On 21 April 2023, an investigator with the Garda Síochána Ombudsman Commission resigned after allegations the officer had attended the same party as Hutch on 19 April.

== Political candidacy ==
In 2024, Hutch confirmed that he would run in the Dublin Central constituency at the 2024 Irish general election as an independent candidate. He secured 3,098 first preference votes but, with 5,321 votes on the eleventh count after transfers, failed to be elected by 781 votes. In November 2025, following the resignation of Paschal Donohoe as a TD for the constituency, Hutch confirmed his plans to run in the 2026 by-election. He secured 2,817 first preference votes; however was eliminated on the seventh count.

==In popular media==
Hutch is depicted in the film Veronica Guerin, played by Alan Devine. It is based on the life of the late Irish journalist Veronica Guerin who had interviewed him.

Hutch appeared on RTÉ's Prime Time programme in March 2008 where he was interviewed about his life and criminal career. Hutch denied any criminal activity, since his last prison sentence, other than tax evasion.

Hutch was the subject of investigation in the Irish TV3 channel's television series, Dirty Money. Episode 5, which aired March 2008 was solely devoted to the assets seized by the CAB from Hutch and the threat to seize assets from his family.

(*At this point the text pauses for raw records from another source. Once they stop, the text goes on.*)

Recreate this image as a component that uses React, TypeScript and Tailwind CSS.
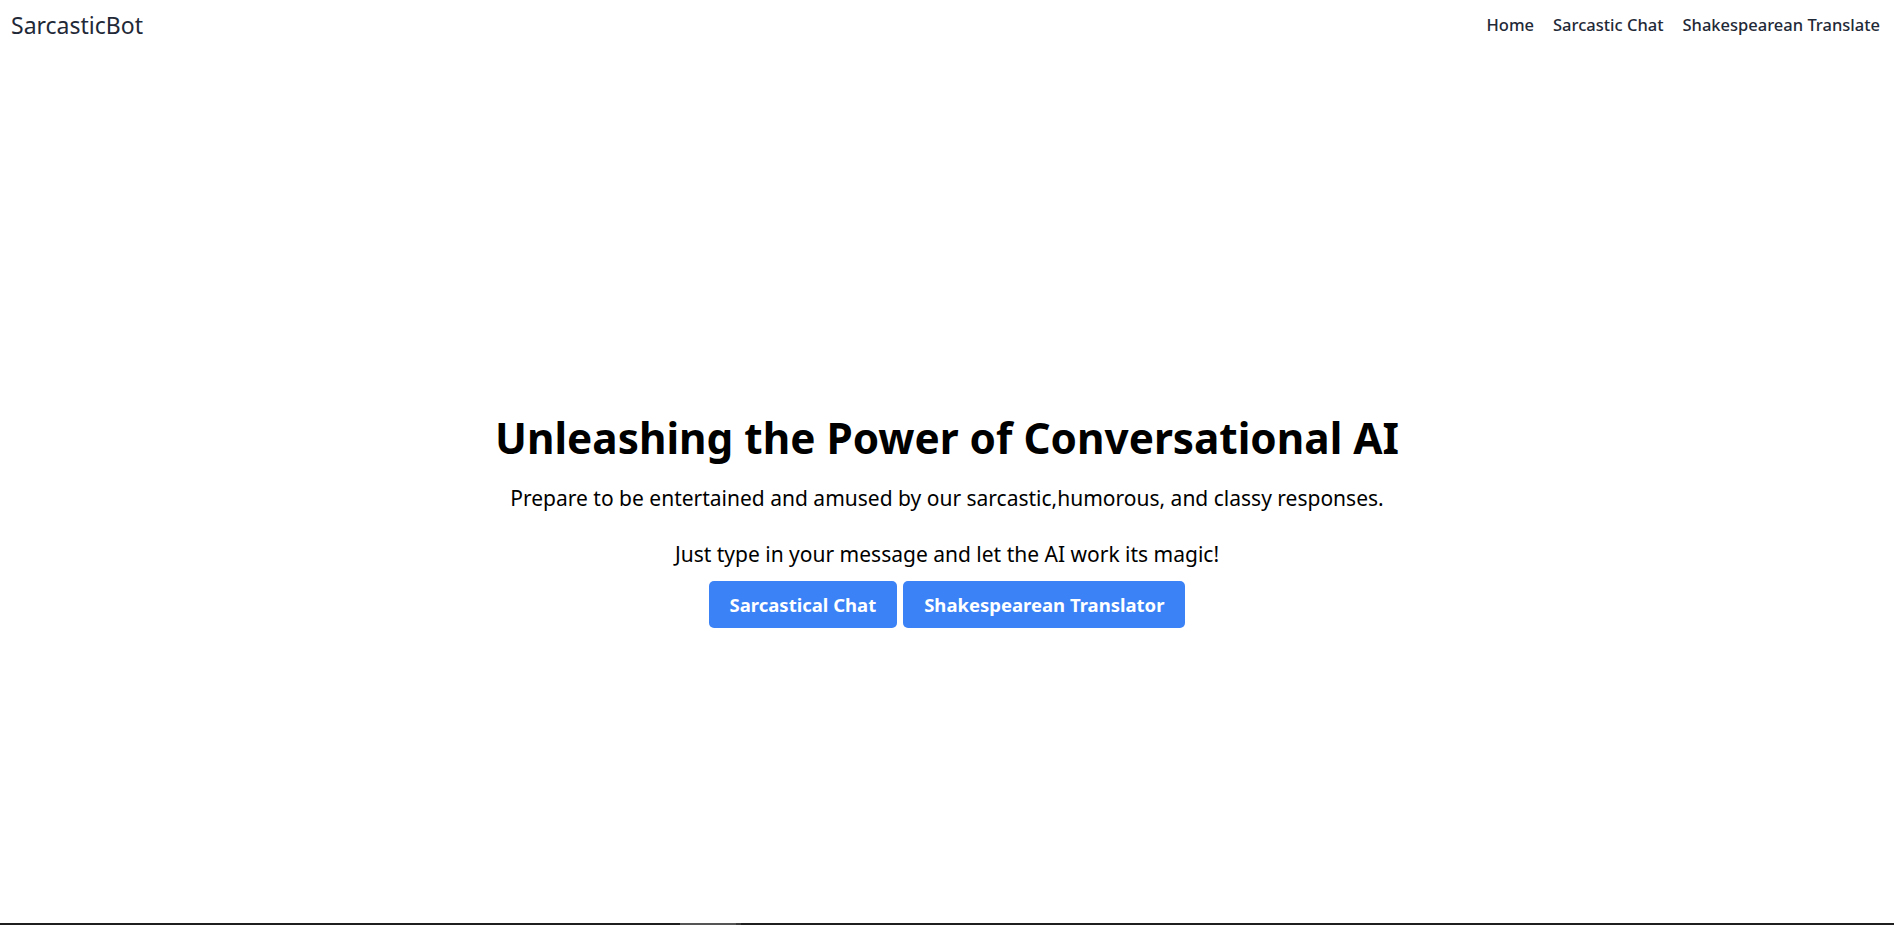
const font = { fontFamily: '"Noto Sans", "Open Sans", sans-serif' }

export default function App() {
  return (
    <div className="flex h-[925px] flex-col bg-white" style={font}>
      <nav className="flex h-[50px] items-center justify-between pl-[11px] pr-[14px] text-[#1f2937]">
        <a href="#" className="text-[23px] leading-none">
          SarcasticBot
        </a>
        <ul className="flex gap-[19px] text-[16.5px] font-medium">
          <li>
            <a href="#">Home</a>
          </li>
          <li>
            <a href="#">Sarcastic Chat</a>
          </li>
          <li>
            <a href="#">Shakespearean Translate</a>
          </li>
        </ul>
      </nav>

      <main className="flex flex-1 flex-col items-center pt-[362px] text-center text-black">
        <h1 className="text-[42.3px] font-bold leading-[52px]">Unleashing the Power of Conversational AI</h1>
        <p className="mt-[19px] text-[21px] leading-[30px]">
          Prepare to be entertained and amused by our sarcastic,humorous, and classy responses.
        </p>
        <p className="mt-[26px] text-[21px] leading-[30px]">Just type in your message and let the AI work its magic!</p>
        <div className="mt-[12px] flex gap-[6px]">
          <button className="h-[47px] rounded-[5px] bg-[#3b82f6] px-[21px] text-[18.5px] font-bold text-white">
            Sarcastical Chat
          </button>
          <button className="h-[47px] rounded-[5px] bg-[#3b82f6] px-[21px] text-[18.5px] font-bold text-white">
            Shakespearean Translator
          </button>
        </div>
      </main>

      <div className="flex h-[2px] bg-[#1f1f1f]">
        <div className="ml-[680px] w-[56px] bg-[#555555]" />
        <div className="w-[5px] bg-[#3a3a3a]" />
      </div>
    </div>
  )
}
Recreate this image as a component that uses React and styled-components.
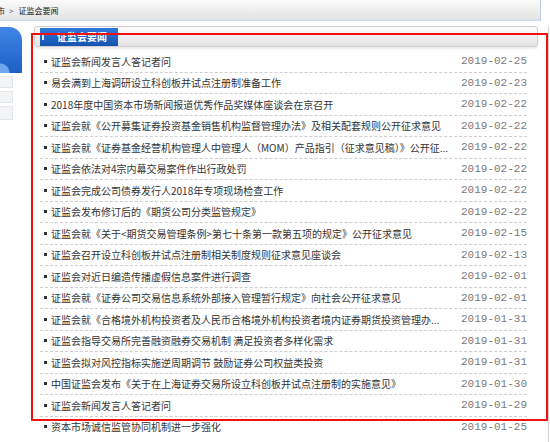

In 2024, Rex Ryan brought a one-man play about Hutch, titled The Monk, to the Ambassador Theatre in Dublin. Hutch himself appeared on-stage during the play's 2026 re-run.

==Personal life==
Hutch married Patricia Fowler in 1987, and in 1995, the couple moved from Dublin city to Clontarf. They have five children. During the 1990s, Hutch bought a number of properties in the city, converting some into rented accommodation for the Eastern Health Board.

In 1998 he was a founding member of the Corinthians Boxing Club in Dublin and has served as treasurer for the club. The club has a full gym and a boxing ring. The latter was donated by film director Jim Sheridan after making the film The Boxer.

After the CAB settlement in 1999, Hutch applied for and was granted a taxi licence, and set up the limousine service Carry Any Body. The name is a humorous reference to the Criminal Assets Bureau. He has featured in the Irish media as he has driven celebrities including Mike Tyson on their visits to Ireland.